Wednesday, May 16, 2007

taking a leaf from the book of mitton

i confess. i’ve let myself get sucked into all manner of things in my time – lame relationships, worlds of survival horror, meerkat manor (i blame bill nighy) – but it’s been a long time since anything grabbed my attention quite like My New Favourite Thing™…
…visiting museums.
yes. not for me the blurred, giddy world of high profile parties and waking up in a sticky pool of something on sunday afternoon with one shoe off and my ears ringing.
no sir.
saturday afternoon i was at the brighton museum, primarily because they had a gypsy fortune telling machine* almost identical to the one in ‘big’ and i’m a sucker for all the hoodoo nonsense. week or so before i was hawking round the v&a like it was going out of style and now i’m genuinely excited because i’m
off to the natural history museum next weekend. perhaps it’s my age, but i prefer to think it’s the exquisite thrill (thrill possibly too strong a word, there) of looking at something of great beauty, or sheer hideosity and coming away feeling like i’ve actually been informed about something.
it’s a way i wish i’d felt more as a kid instead of discovering smoking, cider and french kissing round the back of the cathedral.

*it was out of order

Tuesday, May 15, 2007

story 6# the vaininator

take the case of micheal laftley. i put a ‘drink me’ label on a bottle of hair tonic and he did – now he has a lustrous mane of thick brown hair lining the silken column of his throat and can’t breathe without sounding like a blocked hoover. food gets caught in the bristles on his pink trachea and remains there trapped, fragments of omelette and sandwich.
amanda was nineteen and convinced her thin lips crippled her otherwise extraordinary features. when she found out she was allergic to cats she wiped her wizened chops across a tabby, feline back.
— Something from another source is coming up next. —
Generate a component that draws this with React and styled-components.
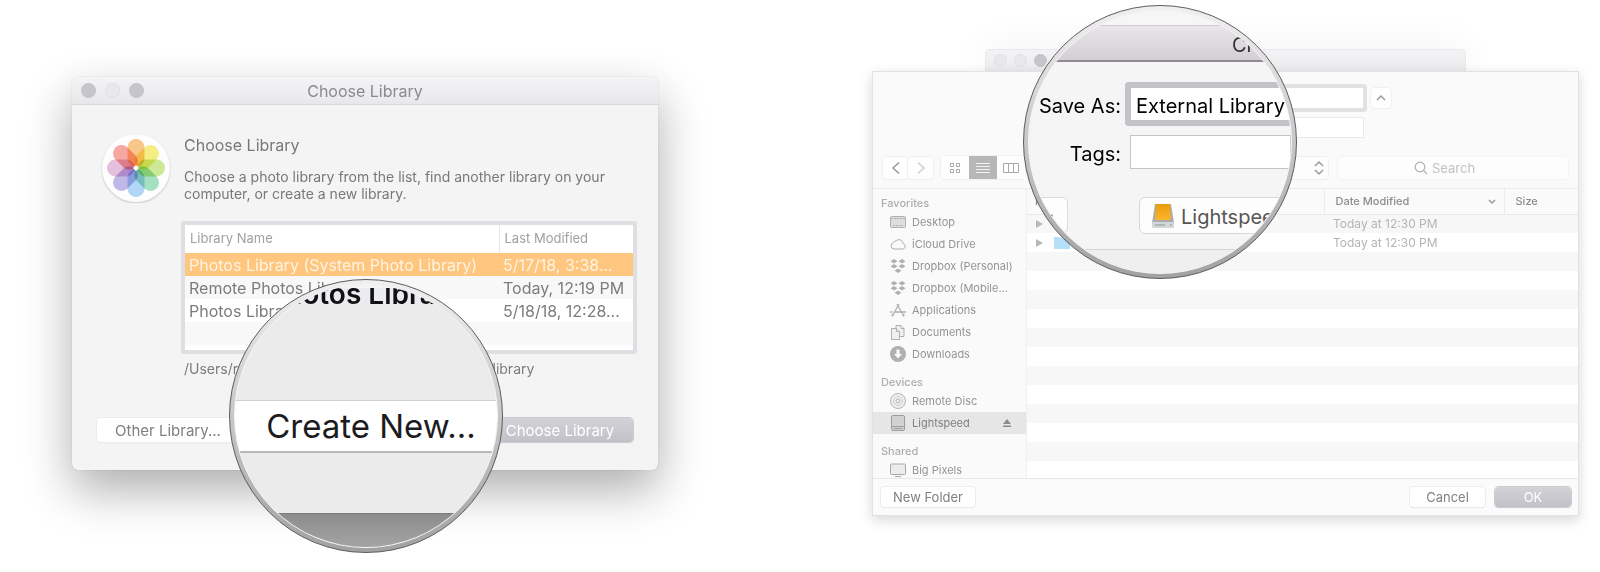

Her lips mushroomed into bloated pink.
amanda suffocated on a furball when she was twenty-five. sad day.
garth was a being of almost unbearable physical beauty – a tight cheeked Adonis almost biblical in his sculpture, he would regularly leave his bedroom door open so that the russian housemaid could let her gaze linger on his chiselled, taut buttocks as he dressed. vanya would peer with her furtive, thrusting glance through the doorway, and garth would see her slavic gluttony and it would please him.
over the years she siphoned over forty thousand pounds from his various accounts and, when his buttocks were slapping fatly at the upper reaches of his thighs, deflated cheeks gouged with deep creases, vanya raised a glass many miles away and toasted his wealth.
vanity makes fools of us all.

Thursday, May 10, 2007

just do it

anyone else think that in the new nike adverts where the exercise junkie repeats the words "i'm addicted' they should have just left the '-ted' off the end ?
honesty in advertising people.

stay awake

holy toast. i'm not well, and like all unwell people i'm lying around on the sofa under a blanket, griping and moaning and watching dvds. until this afternoon when i watched a horror film so bland and shockless i found myself doing all of the following things during it;
~watered the plants.
~watched a carrier bag flutter on the railings outside my house for ten solid minutes.
~read the payment instructions on the back of the gas bill.
a few years ago, when i lived in a flat known as greyskull, tina and i made the fundamental mistake of renting a dvd based purely on it's cover. i thought nothing could match the insult on my intelligence that was th13teen ghosts but somehow stay alive managed to simultaneously insult my intelligence and waggle it's tongue in my face.
a third of the way through the film i was practically screaming at the telly - 'how did this get green lighted ? how ?' what was the pitch for god's sake ?
"yeah, it's like, a cross between resident evil, hollyoaks and like, final destination, the trilogy, yeah ?"
actually, that at least makes it sound interesting. what it was, as far as i could tell though i did have a fever, was a gcse drama with high production values.
the gang's all here - gawky teen, goth girl called october, kooky chick, snoopy, charlie brown and linus, all struggling under the weight of the towering cliches hurtling form their purty lil mouths.
adam buxton once wrote a very funny guide to dialogue (as director ken korda) and i swear, it was as though the hormonal scriptwriters had lifted it straight from him;
"something bad's happening. something really, really bad"
"what the HELL is going on here ?"
"we're in the bitch's back yard, man"
"he was run over by a horse drawn carriage!"
(honestly, i am not making this up)

now i love computer games. and i love horror films, even shit ones. but the two should never merge because the terrifying, mewling afterbirth it creates is so god-awful i found myself pleading aloud for even the most likeable character to hurry up and die. the point of the film is that they start playing a game, which releases an evil spirit, which then starts killing them off in the game, and then in real life exactly as they did in the game, except they stop playing, but then the killing continues and...you get the picture. at this rate i can look forward to being eaten by zombies, killed by a pig-masked maniac with a chain saw or tumbling off a cloud if stay alive knows something we don't.
...what really made my tongue unroll in awe was that at the end of the film (i'm not ruining the ending for you, the film ruins the ending for you by existing in the first place) the killer computer game hits the shelves of department stores all over america, so next time...it could be you (provided you part with the forty quid to buy the game in the first place). the marketing executives must have been fisting each other with cheques at the thought of this franchise tsunami - watch the film, buy the game - what's that noise ? why, it's bill hicks spinning in his grave.
words alone cannot describe the body-popping, traffic-stopping awfulness of this film. watching it can. i now have a copy of this film, given to me by a - now i think about it - relieved looking and smirking friend. you can have it. anyone. anyone at all. give me your address, i'll pay the postage.